Sharon and I know one another from Saint Whotheheck. She is a beautiful blond who I initially wanted to hate (did I mention a beautiful blond). However, she won me over with her snarky sense of humor and her willingness to laugh at my jokes. I think we could take over the world if we joined forces. Go here to see her brilliantly named blog. She is answering my questions there today.
1. I have a daughter who’s considered quite the spaz, but it’s because she’s brilliant and 4th graders don’t get brilliant. Were YOU considered quite the spaz in 4th grade?
Yep. And it started much sooner than 4th grade. When I was in third grade my teacher told my parents that she (I love you Mrs. Hauser if you're reading this) was concerned about how much control I wanted over the other girls. Go figure. I've always wanted to boss other girls around. Brilliant has nothing to do with it.
2. There are times I cannot keep up with your quick-witted replies…any advice for those of us who want to wow you with our wit but can’t?
Ha! You kill me. My only advice is that you are not eating enough ice cream (or custard if you have a Culver's near you). It's the secret to my success (and the size of my ass)
3. When did you reach your full height? My 5th grader is hoping she’ll be 6 ft. by 8th grade…it will help w/her supermodel goal.
First of all she could already be a supermodel. Second, a girl continues to grow until a year after she has her first cycle (wink)....I don't want to alienate all my male fans by saying anything more than that. So I reached my full height in 8th grade.
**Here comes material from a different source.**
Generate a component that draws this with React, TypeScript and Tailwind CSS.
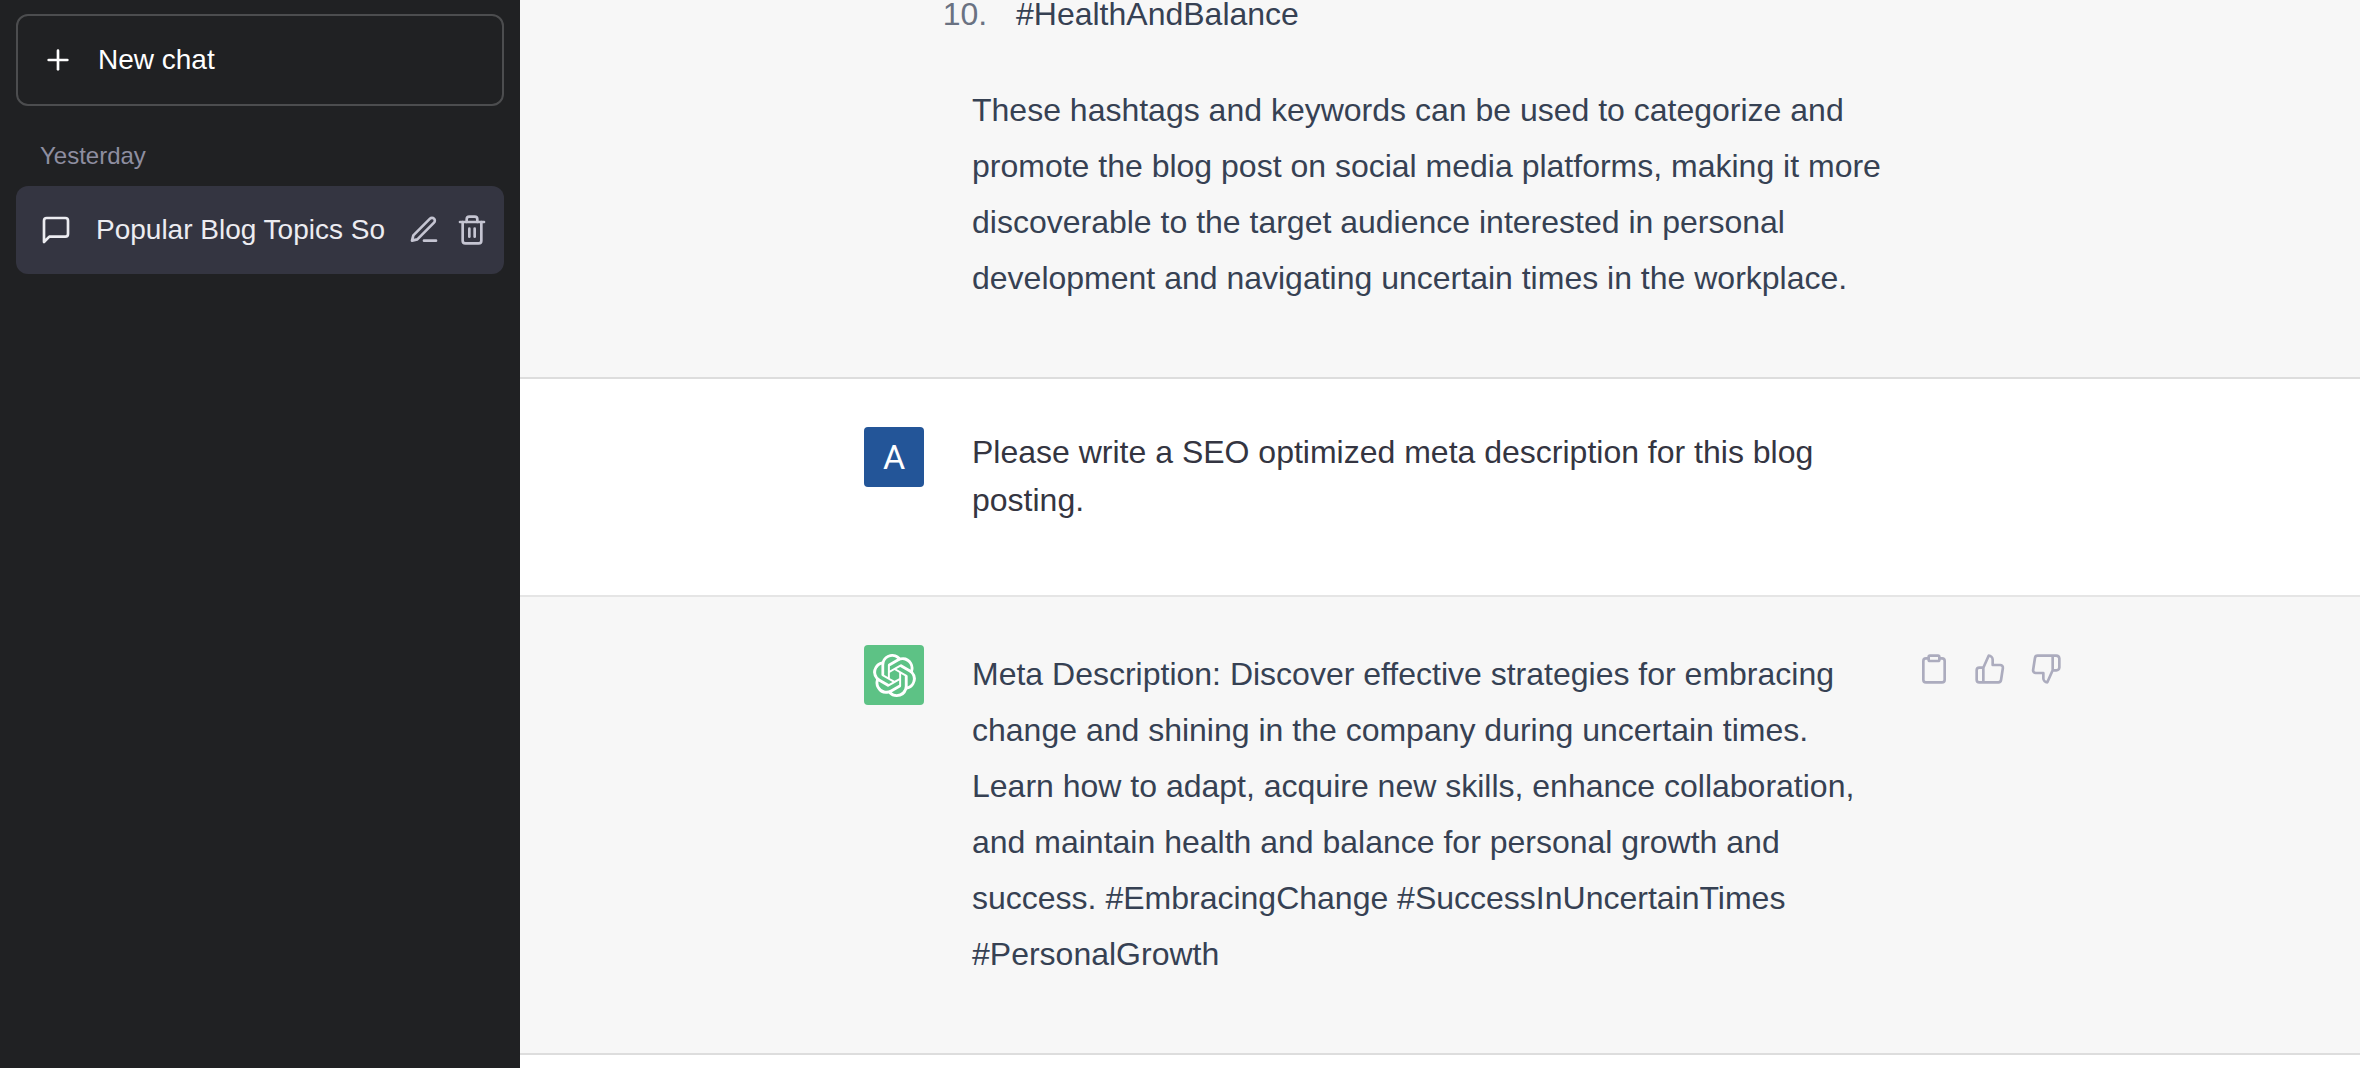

I weighed 148 pounds in eighth grade which I remember being horrified about. I'm 5'10" and I would KILL to be that weight again.
4. My friend says that most women are divorced in their heads a long time before they actually ask for the divorce. Did it feel that way to you?
Yes. I think it's a long process and many of the books I've read confirm what your friend said. There is so much stigma about divorce that I think you REALLY have to decide that it is the absolute best thing for you, your children and your spouse. It's not easy.
5. British comedians or gay comedians? Or, and I think I know this one, gay British comedians?
TRANSVESTITE comedian Sharon TRANSVESTITE comedian. Eddie Izzard isn't gay he's transvestite which means he enjoys wearing women's clothes...and enjoys women. That being said, I love british humor in general. And even if Eddie Izzard were a gay woman from New Jersey I would still be a big fan.
6. What would make you feel all better? It’s hard to know a friend is sad…
This is a great question. I have a list for people who are divorcing.
....be overly nice to me at events when you see me there alone....it's weird for me to be there by myself and some people are NOT nice when they know you are divorcing...
...be overly nice to my children. they are going through the most diffcult thing and if you exclude them from events, or ignore them it makes it worse...
...be understanding if I don't always have my s(&$% together, I'm a wreak right now and probably will be for a long time...
...don't make assumptions that one of us is bad and one of us is good. There are two sides but neither of us is innocent...
...take me out for beer, ice cream, custard, or martini's often...
7. What’s the funniest family joke that no one would get? You know, one of those obscure movie quote moments, where you just say one word or one movie line and all the kids start cracking up?
8. Do you wish you were blonde? Oh wait, that's a stupid question. I mean really, doesn't everyone wish they were blonde?
I'm blond at the moment...don't look too closely at the roots.
So yes.
I'm off to Culver's right now. Chocolate mint is the flavor (and in case you're wondering, walleye is back). I WILL be cool!
Posted by: The lurker | February 15, 2009 at 11:16 AM
I just want to give you a big hug after reading your "treating divorce chicks" list! I wish I could take you out for beer, custard, martinis, and ice cream. We won't look too weird if we consume all at once will we?
Posted by: Jenn | February 15, 2009 at 04:17 PM
You name the night I'm there taking you out for beer, ice cream, whatever. We could go to the new bar in town on my side. We possibly could see British TRANSVESTITE Humor there, at least Travsvestite Karokee and we will need to include Sharon.